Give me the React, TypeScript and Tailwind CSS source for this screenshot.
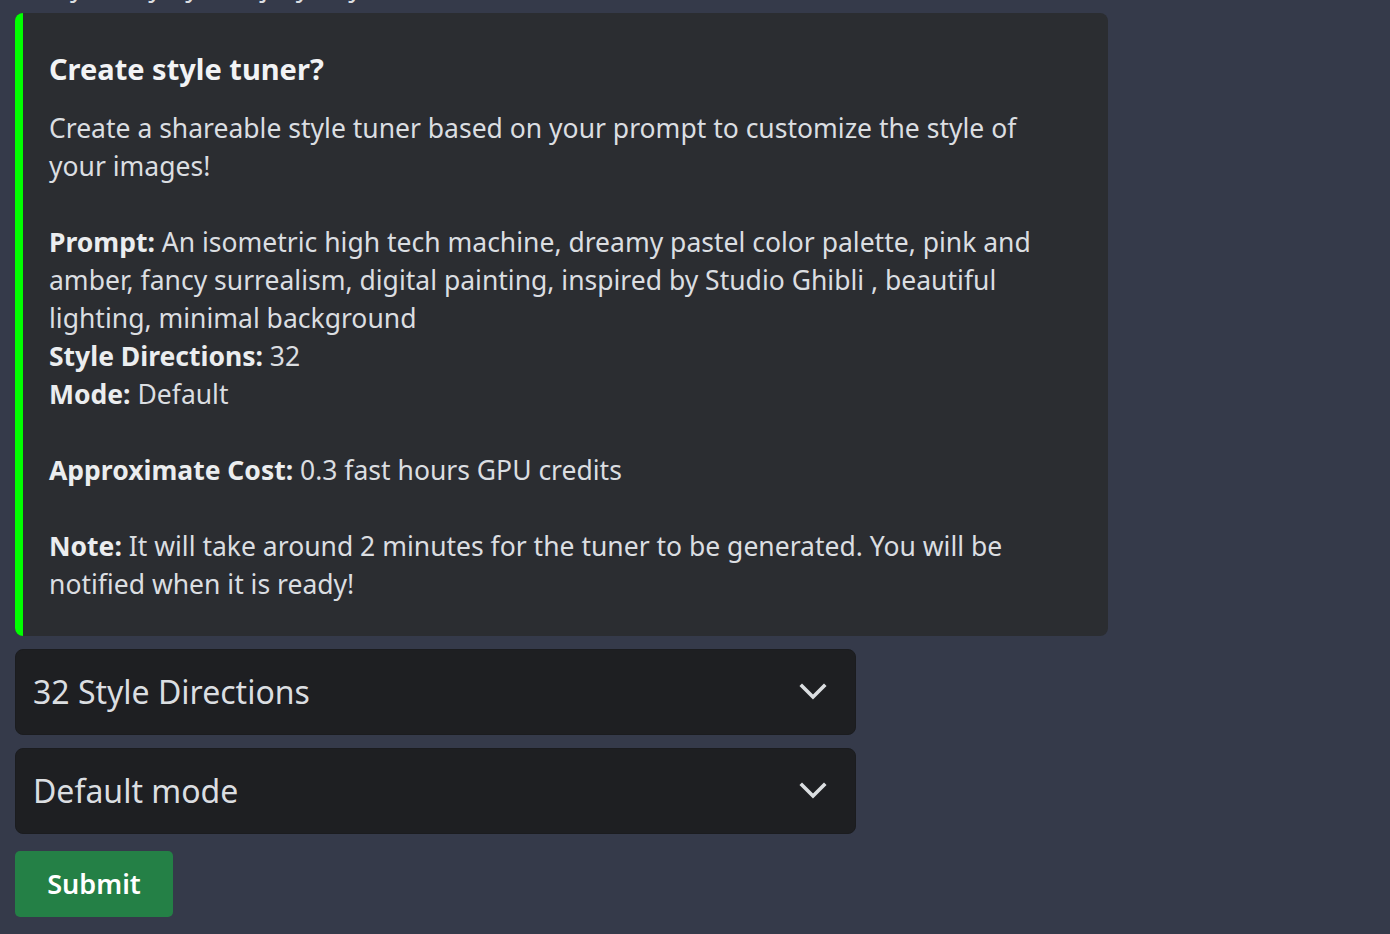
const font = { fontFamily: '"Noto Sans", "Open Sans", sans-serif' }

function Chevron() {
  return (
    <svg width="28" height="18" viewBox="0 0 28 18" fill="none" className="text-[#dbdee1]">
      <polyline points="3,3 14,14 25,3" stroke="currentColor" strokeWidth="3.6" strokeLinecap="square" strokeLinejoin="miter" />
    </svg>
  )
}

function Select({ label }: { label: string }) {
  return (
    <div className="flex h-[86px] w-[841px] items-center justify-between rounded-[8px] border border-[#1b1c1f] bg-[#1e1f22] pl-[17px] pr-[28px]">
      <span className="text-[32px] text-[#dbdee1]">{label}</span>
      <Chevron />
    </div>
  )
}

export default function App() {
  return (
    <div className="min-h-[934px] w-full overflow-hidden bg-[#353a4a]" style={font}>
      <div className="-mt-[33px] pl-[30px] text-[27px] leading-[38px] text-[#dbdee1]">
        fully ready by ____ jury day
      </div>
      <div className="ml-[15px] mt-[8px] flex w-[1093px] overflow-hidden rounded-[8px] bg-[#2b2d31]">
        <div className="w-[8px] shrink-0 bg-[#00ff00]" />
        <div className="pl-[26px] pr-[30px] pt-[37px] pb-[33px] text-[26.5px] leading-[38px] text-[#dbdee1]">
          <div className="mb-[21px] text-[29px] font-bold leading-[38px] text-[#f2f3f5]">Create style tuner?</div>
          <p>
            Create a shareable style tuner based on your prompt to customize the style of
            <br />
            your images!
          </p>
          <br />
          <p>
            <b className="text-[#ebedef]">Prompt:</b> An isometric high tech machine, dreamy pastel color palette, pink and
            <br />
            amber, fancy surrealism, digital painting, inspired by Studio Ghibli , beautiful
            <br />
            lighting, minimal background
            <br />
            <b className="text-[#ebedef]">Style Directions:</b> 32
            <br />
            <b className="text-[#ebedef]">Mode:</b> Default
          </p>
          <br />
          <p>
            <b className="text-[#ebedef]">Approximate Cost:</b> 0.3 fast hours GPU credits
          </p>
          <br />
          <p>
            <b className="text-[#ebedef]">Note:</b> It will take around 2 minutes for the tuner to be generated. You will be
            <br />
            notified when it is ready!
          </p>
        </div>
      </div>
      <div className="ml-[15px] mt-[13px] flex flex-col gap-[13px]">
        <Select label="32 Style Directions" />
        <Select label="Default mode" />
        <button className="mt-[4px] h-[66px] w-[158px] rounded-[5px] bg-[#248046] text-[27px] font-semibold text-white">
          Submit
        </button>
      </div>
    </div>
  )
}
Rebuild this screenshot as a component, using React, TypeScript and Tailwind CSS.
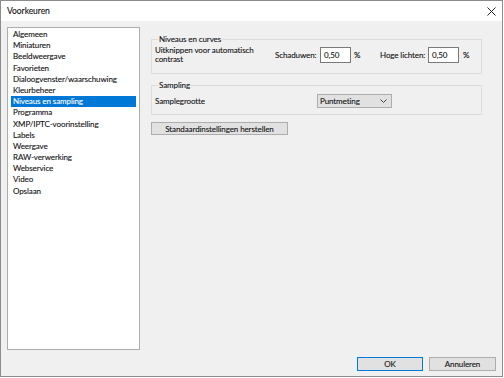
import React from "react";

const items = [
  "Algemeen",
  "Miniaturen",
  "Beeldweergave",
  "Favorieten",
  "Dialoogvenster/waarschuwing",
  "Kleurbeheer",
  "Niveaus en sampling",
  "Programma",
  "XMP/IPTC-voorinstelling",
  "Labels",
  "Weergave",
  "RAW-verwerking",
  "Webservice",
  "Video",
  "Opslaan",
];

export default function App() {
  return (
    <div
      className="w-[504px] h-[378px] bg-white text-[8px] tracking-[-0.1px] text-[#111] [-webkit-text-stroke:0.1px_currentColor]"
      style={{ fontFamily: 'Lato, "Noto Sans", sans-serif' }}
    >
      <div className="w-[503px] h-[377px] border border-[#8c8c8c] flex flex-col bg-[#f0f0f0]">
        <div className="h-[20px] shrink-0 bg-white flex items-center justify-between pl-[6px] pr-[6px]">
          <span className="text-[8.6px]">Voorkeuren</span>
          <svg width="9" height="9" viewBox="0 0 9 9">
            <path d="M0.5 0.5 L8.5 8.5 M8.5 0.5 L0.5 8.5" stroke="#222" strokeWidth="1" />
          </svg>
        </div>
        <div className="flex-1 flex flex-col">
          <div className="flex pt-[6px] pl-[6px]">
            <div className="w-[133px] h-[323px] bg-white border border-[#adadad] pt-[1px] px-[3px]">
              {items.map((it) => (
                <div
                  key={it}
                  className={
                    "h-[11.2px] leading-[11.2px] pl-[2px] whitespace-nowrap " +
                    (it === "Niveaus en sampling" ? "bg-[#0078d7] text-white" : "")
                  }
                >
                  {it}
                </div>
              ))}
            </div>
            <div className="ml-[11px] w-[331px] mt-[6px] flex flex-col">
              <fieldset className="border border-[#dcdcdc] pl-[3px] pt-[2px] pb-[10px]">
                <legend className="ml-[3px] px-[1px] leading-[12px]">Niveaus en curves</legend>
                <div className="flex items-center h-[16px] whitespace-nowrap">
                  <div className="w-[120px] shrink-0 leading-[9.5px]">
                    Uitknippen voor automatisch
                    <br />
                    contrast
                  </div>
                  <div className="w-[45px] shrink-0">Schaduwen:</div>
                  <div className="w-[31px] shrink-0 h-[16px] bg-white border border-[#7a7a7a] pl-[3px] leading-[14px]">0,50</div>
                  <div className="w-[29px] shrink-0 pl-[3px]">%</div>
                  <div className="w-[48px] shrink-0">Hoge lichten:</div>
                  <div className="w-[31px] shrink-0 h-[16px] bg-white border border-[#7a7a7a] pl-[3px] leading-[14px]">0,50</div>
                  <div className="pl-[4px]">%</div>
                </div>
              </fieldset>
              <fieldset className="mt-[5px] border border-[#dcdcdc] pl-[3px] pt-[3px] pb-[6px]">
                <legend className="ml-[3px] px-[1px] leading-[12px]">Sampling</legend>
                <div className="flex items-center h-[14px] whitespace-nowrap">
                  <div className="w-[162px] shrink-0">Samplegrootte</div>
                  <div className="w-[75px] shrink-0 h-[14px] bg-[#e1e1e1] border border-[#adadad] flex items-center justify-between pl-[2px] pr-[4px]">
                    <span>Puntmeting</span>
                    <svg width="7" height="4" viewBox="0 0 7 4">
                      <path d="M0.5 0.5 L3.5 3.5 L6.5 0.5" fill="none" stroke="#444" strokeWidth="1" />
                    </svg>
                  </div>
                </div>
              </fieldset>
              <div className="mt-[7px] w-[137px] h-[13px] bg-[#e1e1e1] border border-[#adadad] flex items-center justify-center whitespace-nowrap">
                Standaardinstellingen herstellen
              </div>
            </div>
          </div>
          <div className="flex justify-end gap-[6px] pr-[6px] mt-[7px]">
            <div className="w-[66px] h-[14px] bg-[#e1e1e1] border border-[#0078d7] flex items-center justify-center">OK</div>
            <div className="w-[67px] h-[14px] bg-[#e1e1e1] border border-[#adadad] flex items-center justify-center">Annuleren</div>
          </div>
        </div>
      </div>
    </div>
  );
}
-.-.-
# What you will do:
Copy every single line of the material above that holds "screenshot".

# Task result:
Give me the React, TypeScript and Tailwind CSS source for this screenshot.
Rebuild this screenshot as a component, using React, TypeScript and Tailwind CSS.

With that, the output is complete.